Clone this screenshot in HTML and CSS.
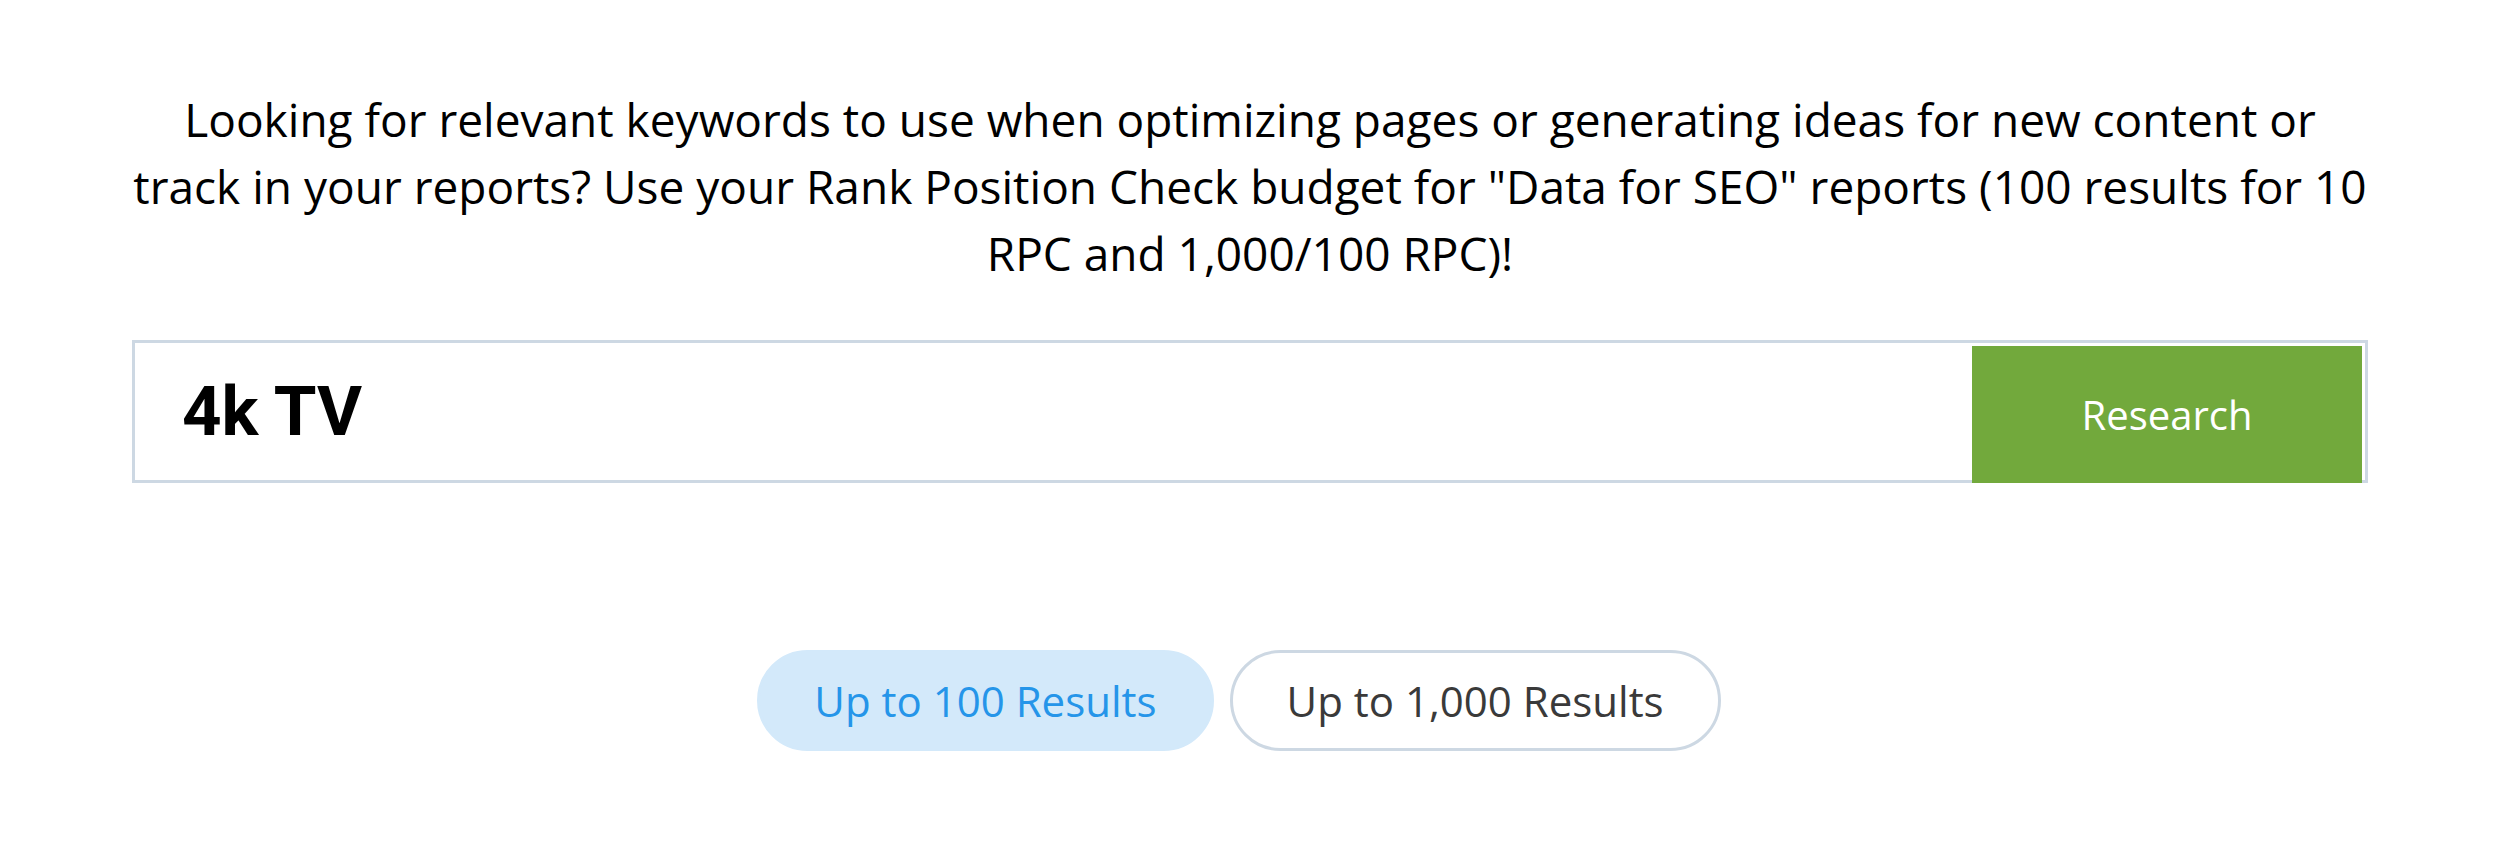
FILE: index.html
```html
<!DOCTYPE html>
<html>
<head>
<meta charset="utf-8">
<link rel="stylesheet" href="styles.css">
</head>
<body>
<div class="wrap">
  <p class="intro">Looking for relevant keywords to use when optimizing pages or generating ideas for new content or track in your reports? Use your Rank Position Check budget for "Data for SEO" reports (100 results for 10 RPC and 1,000/100 RPC)!</p>
  <div class="search">
    <div class="query">4k TV</div>
    <button class="research">Research</button>
  </div>
  <div class="options">
    <button class="pill active">Up to 100 Results</button>
    <button class="pill">Up to 1,000 Results</button>
  </div>
</div>
</body>
</html>
```

FILE: styles.css
```css
html, body {
  margin: 0;
  padding: 0;
  background: #ffffff;
}
body {
  font-family: "Open Sans", sans-serif;
}
.wrap {
  width: 2236px;
  margin: 0 auto;
  padding-top: 86px;
}
.intro {
  margin: 0;
  text-align: center;
  font-size: 46px;
  line-height: 67px;
  color: #000;
}
.search {
  margin-top: 53px;
  height: 143px;
  box-sizing: border-box;
  border: 3px solid #cdd8e3;
  display: flex;
  align-items: stretch;
}
.query {
  flex: 1;
  display: flex;
  align-items: center;
  padding-left: 47px;
  font-family: "Roboto", "Liberation Sans", sans-serif;
  font-weight: bold;
  font-size: 69px;
  color: #000;
}
.research {
  width: 390px;
  margin: 3px 3px -3px 0;
  border: 0;
  background: #72a93c;
  color: #fff;
  font-family: "Open Sans", sans-serif;
  font-size: 40px;
  padding: 0;
}
.options {
  margin-top: 167px;
  padding-right: 22px;
  display: flex;
  justify-content: center;
  gap: 16px;
}
.pill {
  height: 101px;
  border-radius: 51px;
  font-family: "Open Sans", sans-serif;
  font-size: 42px;
  padding: 0 54px;
  box-sizing: border-box;
  background: #fff;
  border: 3px solid #cdd8e3;
  color: #3a3a3a;
}
.pill.active {
  background: #d3e9fa;
  border-color: #d3e9fa;
  color: #2595e9;
}
```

* * *

## Do this
Except for the pictures, reproduce every line exactly.

## Exercise answer
Clone this screenshot in HTML and CSS.
FILE: index.html
```html
<!DOCTYPE html>
<html>
<head>
<meta charset="utf-8">
<link rel="stylesheet" href="styles.css">
</head>
<body>
<div class="wrap">
  <p class="intro">Looking for relevant keywords to use when optimizing pages or generating ideas for new content or track in your reports? Use your Rank Position Check budget for "Data for SEO" reports (100 results for 10 RPC and 1,000/100 RPC)!</p>
  <div class="search">
    <div class="query">4k TV</div>
    <button class="research">Research</button>
  </div>
  <div class="options">
    <button class="pill active">Up to 100 Results</button>
    <button class="pill">Up to 1,000 Results</button>
  </div>
</div>
</body>
</html>
```

FILE: styles.css
```css
html, body {
  margin: 0;
  padding: 0;
  background: #ffffff;
}
body {
  font-family: "Open Sans", sans-serif;
}
.wrap {
  width: 2236px;
  margin: 0 auto;
  padding-top: 86px;
}
.intro {
  margin: 0;
  text-align: center;
  font-size: 46px;
  line-height: 67px;
  color: #000;
}
.search {
  margin-top: 53px;
  height: 143px;
  box-sizing: border-box;
  border: 3px solid #cdd8e3;
  display: flex;
  align-items: stretch;
}
.query {
  flex: 1;
  display: flex;
  align-items: center;
  padding-left: 47px;
  font-family: "Roboto", "Liberation Sans", sans-serif;
  font-weight: bold;
  font-size: 69px;
  color: #000;
}
.research {
  width: 390px;
  margin: 3px 3px -3px 0;
  border: 0;
  background: #72a93c;
  color: #fff;
  font-family: "Open Sans", sans-serif;
  font-size: 40px;
  padding: 0;
}
.options {
  margin-top: 167px;
  padding-right: 22px;
  display: flex;
  justify-content: center;
  gap: 16px;
}
.pill {
  height: 101px;
  border-radius: 51px;
  font-family: "Open Sans", sans-serif;
  font-size: 42px;
  padding: 0 54px;
  box-sizing: border-box;
  background: #fff;
  border: 3px solid #cdd8e3;
  color: #3a3a3a;
}
.pill.active {
  background: #d3e9fa;
  border-color: #d3e9fa;
  color: #2595e9;
}
```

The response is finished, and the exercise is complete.